Pour ce qui est de la technique, les artistes chinois n'utilisaient pas de peinture à l'huile, mais des encres (obtenues avec de la fumée et de la gomme comprimées en bâtons puis séchées), diluées dans de l'eau, soit noires (lavis), soit de couleur (un peu comme pour l'aquarelle). Cette technique donne un résultat toujours plus ou moins "aquatique" ou "vaporeux", quel que soit le style de l'œuvre, ce qui est totalement différent de l'aspect "huileux" des toiles ou même des fresques à l'européenne. Car l'eau dissout les pigments en les transformant en un fluide à la teinte plutôt homogène, où seules ressortent les nuances entre pâleur et vivacité, tandis que l'huile créé avec eux une pâte épaisse aux tons irréguliers, dans laquelle le pinceau va laisser l'empreinte de ses poils, aussi infime soit-elle.
Le pinceau employé, dont le renflement des poils est situé tout près de sa base en bambou, contrairement à celui d'Occident, ne se manie qu'avec l'épaule et le coude, et demande une très grande maîtrise de soi, ce qui implique de savoir respirer sereinement, en harmonie avec son tracé. Les peintres chinois sont d'ailleurs souvent d'abord et avant tout des calligraphes hors pair, choisissant d'illustrer de dessins minutieux et/ou expressifs leurs écrits en idéogrammes. Et un véritable amateur d'art asiatique sait autant apprécier la calligraphie que la peinture qui l'accompagne. Car ce "coup de pinceau" restitue les moindres mouvements, révélant par la-même la personnalité et l'état d'esprit de son auteur.

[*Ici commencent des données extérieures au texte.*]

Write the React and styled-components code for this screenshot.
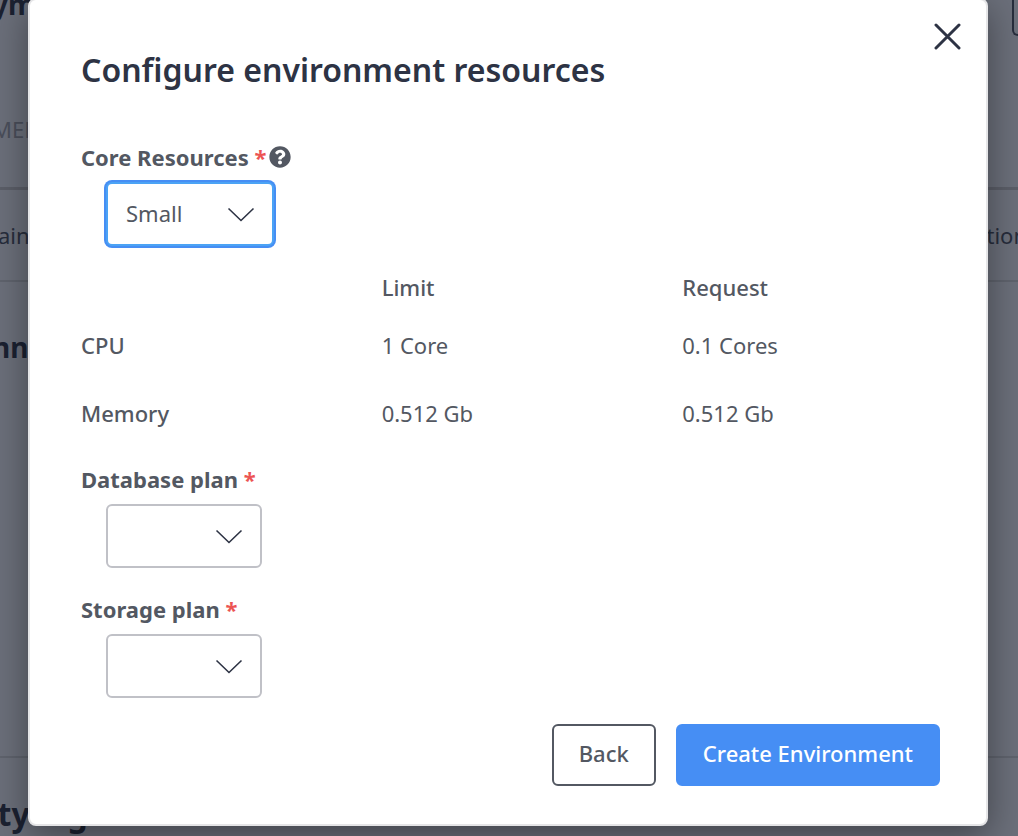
import React from "react";
import styled, { createGlobalStyle } from "styled-components";

const GlobalStyle = createGlobalStyle`
  *, *::before, *::after { box-sizing: border-box; }
  html, body { margin: 0; }
  body {
    background: #6b6f7a;
    color: #535862;
    font-family: "Noto Sans", sans-serif;
    font-size: 22px;
    line-height: 30px;
    overflow: hidden;
  }
  button, select { font: inherit; color: inherit; }
`;

const Shell = styled.div`
  position: relative;
  min-height: 100vh;
  overflow: hidden;
`;

const Backdrop = styled.div`
  color: #1b2131;
  height: 100vh;
  overflow: hidden;
`;

const BackdropBar = styled.div`
  display: flex;
  justify-content: space-between;
  height: 113px;
`;

const BackdropTitle = styled.h2`
  margin: 0 0 0 ${(p) => (p.$size ? -12 : -8)}px;
  padding-top: ${(p) => p.$top || 0}px;
  font-size: ${(p) => p.$size || 28}px;
  line-height: 40px;
  font-weight: 700;
`;

const BarTitle = styled(BackdropTitle)`
  margin-top: -16px;
`;

const BackdropAction = styled.span`
  width: 6px;
  height: 36px;
  border: 2px solid #272d3c;
  border-width: 0 0 2px 2px;
  border-radius: 0 0 0 6px;
`;

const BackdropTabs = styled.div`
  height: 77px;
  margin-left: -8px;
  padding-top: 1px;
  border-bottom: 3px solid #5b5e68;
  color: #4a4e5a;
`;

const BackdropRow = styled.div`
  display: flex;
  justify-content: space-between;
  align-items: center;
  height: 92px;
  margin: 0 -9px 0 -2px;
  border-bottom: 2px solid #5f636d;
  color: #272d3c;
`;

const BackdropBody = styled.div`
  height: 476px;
  border-bottom: 2px solid #5f636d;
`;

const Overlay = styled.div`
  position: absolute;
  inset: 0;
  padding: 0 30px 0 28px;
`;

const Modal = styled.section`
  margin-top: -2px;
  padding: 48px 46px 38px 51px;
  background: #fff;
  border: 2px solid #e5e5e7;
  border-radius: 8px;
  box-shadow: 0 10px 36px rgba(0, 0, 0, 0.4);
`;

const CloseButton = styled.button`
  position: absolute;
  top: 20px;
  right: 54px;
  display: grid;
  place-items: center;
  width: 32px;
  height: 32px;
  padding: 0;
  border: 0;
  background: none;
  color: #2d3344;
  cursor: pointer;
`;

const Title = styled.h1`
  margin: 0 0 50px;
  color: #2d3344;
  font-size: 32px;
  line-height: 44px;
  font-weight: 600;
`;

const Field = styled.div`
  margin-top: ${(p) => p.$gap || 0}px;
`;

const LabelRow = styled.div`
  display: flex;
  align-items: center;
  gap: 3px;
  margin-bottom: 10px;
`;

const Label = styled.label`
  font-weight: 700;
`;

const Required = styled.span`
  color: #ec5453;
`;

const HelpButton = styled.button`
  display: flex;
  padding: 0;
  border: 0;
  background: none;
  cursor: help;
`;

const SelectWrap = styled.div`
  position: relative;
  width: ${(p) => (p.$wide ? 168 : 156)}px;
  margin-left: 25px;
`;

const Select = styled.select`
  appearance: none;
  display: block;
  width: 100%;
  height: 64px;
  padding: 0 56px 2px 18px;
  border: 2px solid ${(p) => (p.$active ? "#4ba3f5" : "#c0c1c7")};
  border-radius: 6px;
  outline: none;
  background: #fff;
  box-shadow: ${(p) => (p.$active ? "0 0 0 2px #468ef4" : "none")};
`;

const Chevron = styled.svg`
  position: absolute;
  top: 24px;
  right: 18px;
  pointer-events: none;
`;

const Resources = styled.table`
  width: 100%;
  margin-top: 17px;
  border-collapse: collapse;
  table-layout: fixed;
  text-align: left;
`;

const Cell = styled.td`
  height: 68px;
  padding: 0;
`;

const RowHead = styled.th`
  height: 68px;
  padding: 0;
  font-weight: 500;
`;

const ColumnHead = styled.th`
  width: ${(p) => p.$width};
  height: 48px;
  padding: 0;
  font-weight: 500;
`;

const Actions = styled.div`
  display: flex;
  justify-content: flex-end;
  gap: 20px;
  margin-top: 26px;
`;

const Button = styled.button`
  height: 62px;
  padding: 0 25px 4px;
  border: 2px solid ${(p) => (p.$primary ? "#468ef4" : "#535862")};
  border-radius: 6px;
  background: ${(p) => (p.$primary ? "#468ef4" : "#fff")};
  color: ${(p) => (p.$primary ? "#fff" : "#535862")};
  font-weight: 500;
  cursor: pointer;
`;

function PlanSelect({ id, label, gap, active, options, help }) {
  return (
    <Field $gap={gap}>
      <LabelRow>
        <Label htmlFor={id}>
          {label} <Required>*</Required>
        </Label>
        {help && (
          <HelpButton type="button" aria-label="Help">
            <svg width="22" height="22" viewBox="0 0 512 512" fill="currentColor">
              <path d="M504 256c0 137-111 248-248 248S8 393 8 256 119 8 256 8s248 111 248 248zM262.700 90c-54.500 0-89.300 23-116.500 63.800-3.500 5.300-2.400 12.400 2.700 16.300l34.700 26.300c5.200 3.900 12.600 3 16.700-2.100 17.900-22.700 30.100-35.800 57.300-35.800 20.400 0 45.700 13.100 45.700 33 0 15-12.400 22.700-32.500 34C247.100 238.500 216 255 216 296v4c0 6.600 5.400 12 12 12h56c6.600 0 12-5.400 12-12v-1.300c0-28.500 83.200-29.600 83.200-106.700 0-58-60.200-102-116.500-102zM256 338c-25.400 0-46 20.600-46 46s20.600 46 46 46 46-20.600 46-46-20.600-46-46-46z" />
            </svg>
          </HelpButton>
        )}
      </LabelRow>
      <SelectWrap $wide={active}>
        <Select id={id} $active={active}>
          {options.map((option) => (
            <option key={option}>{option}</option>
          ))}
        </Select>
        <Chevron width="30" height="18" viewBox="0 0 30 18" fill="none" stroke="#2d3344" strokeWidth="1.6">
          <path d="M2.500 2.500L15 14.500L27.500 2.500" />
        </Chevron>
      </SelectWrap>
    </Field>
  );
}

export default function App() {
  return (
    <Shell>
      <GlobalStyle />
      <Backdrop aria-hidden="true">
        <BackdropBar>
          <BarTitle>ym</BarTitle>
          <BackdropAction />
        </BackdropBar>
        <BackdropTabs>MEN</BackdropTabs>
        <BackdropRow>
          <span>ain</span>
          <span>tion</span>
        </BackdropRow>
        <BackdropBody>
          <BackdropTitle $top={45}>nn</BackdropTitle>
        </BackdropBody>
        <BackdropTitle $top={36} $size={32}>ity log</BackdropTitle>
      </Backdrop>
      <Overlay>
        <Modal role="dialog" aria-modal="true" aria-labelledby="modal-title">
          <CloseButton type="button" aria-label="Close">
            <svg width="28" height="28" viewBox="0 0 28 28" fill="none" stroke="currentColor" strokeWidth="3" strokeLinecap="round">
              <path d="M2 3L25 26M25 3L2 26" />
            </svg>
          </CloseButton>
          <Title id="modal-title">Configure environment resources</Title>
          <PlanSelect id="core" label="Core Resources" active help options={["Small", "Medium", "Large"]} />
          <Resources>
            <thead>
              <tr>
                <ColumnHead as="td" $width="35%" />
                <ColumnHead scope="col" $width="35%">Limit</ColumnHead>
                <ColumnHead scope="col" $width="30%">Request</ColumnHead>
              </tr>
            </thead>
            <tbody>
              <tr>
                <RowHead scope="row">CPU</RowHead>
                <Cell>1 Core</Cell>
                <Cell>0.1 Cores</Cell>
              </tr>
              <tr>
                <RowHead scope="row">Memory</RowHead>
                <Cell>0.512 Gb</Cell>
                <Cell>0.512 Gb</Cell>
              </tr>
            </tbody>
          </Resources>
          <PlanSelect id="database" label="Database plan" gap={17} options={[""]} />
          <PlanSelect id="storage" label="Storage plan" gap={26} options={[""]} />
          <Actions>
            <Button type="button">Back</Button>
            <Button type="button" $primary>Create Environment</Button>
          </Actions>
        </Modal>
      </Overlay>
    </Shell>
  );
}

De plus l'encre noire appliquée sur du papier ou de la soie n'autorise que peu de retouches, ce qui exige d'avoir des idées limpides, une technique sûre, tout comme une exécution spontanée. Et les formats étant plutôt étroits et tout en longueur (rouleaux), soit horizontaux (
tcheou ou makimono, qui se déroulent de droite à gauche, incluant une dimension temporelle), soit verticaux (
chou-kiuen ou kakemono, qui se lisent de haut en bas), impossible de peindre en extérieur. Si l'observation se fait bien en plein air, l'exécution de l'œuvre a lieu dans un atelier où l'artiste se remémore ce qu'il a vu dans une sorte de profonde méditation. Cette méthode donne une vision synthétique du sujet, et convient tout spécialement à la réalisation de paysages.
Or ce thème, avec les fleurs, les bambous, les animaux (dragons, chevaux, singes, insectes, grenouilles...), et les scènes religieuses ou impériales est l'un des préférés des Chinois, qui approchent généralement la nature (reliefs, faune et flore) avec respect. Dans ce contexte, les peintures suspendues au mur, sans cadre, ne sont pas des éléments "passifs" et séparés du reste, mais participent activement à l'environnement dans lequel ils doivent s'inclure harmonieusement. Ainsi, on pourra sortir un rouleau peint de sa boîte que si l'occasion se présente, lorsqu'on s'apprête à recevoir des amis qui sauront l'apprécier et/ou que le moment de la vie correspond à ce qu'il exprime (saison, événement).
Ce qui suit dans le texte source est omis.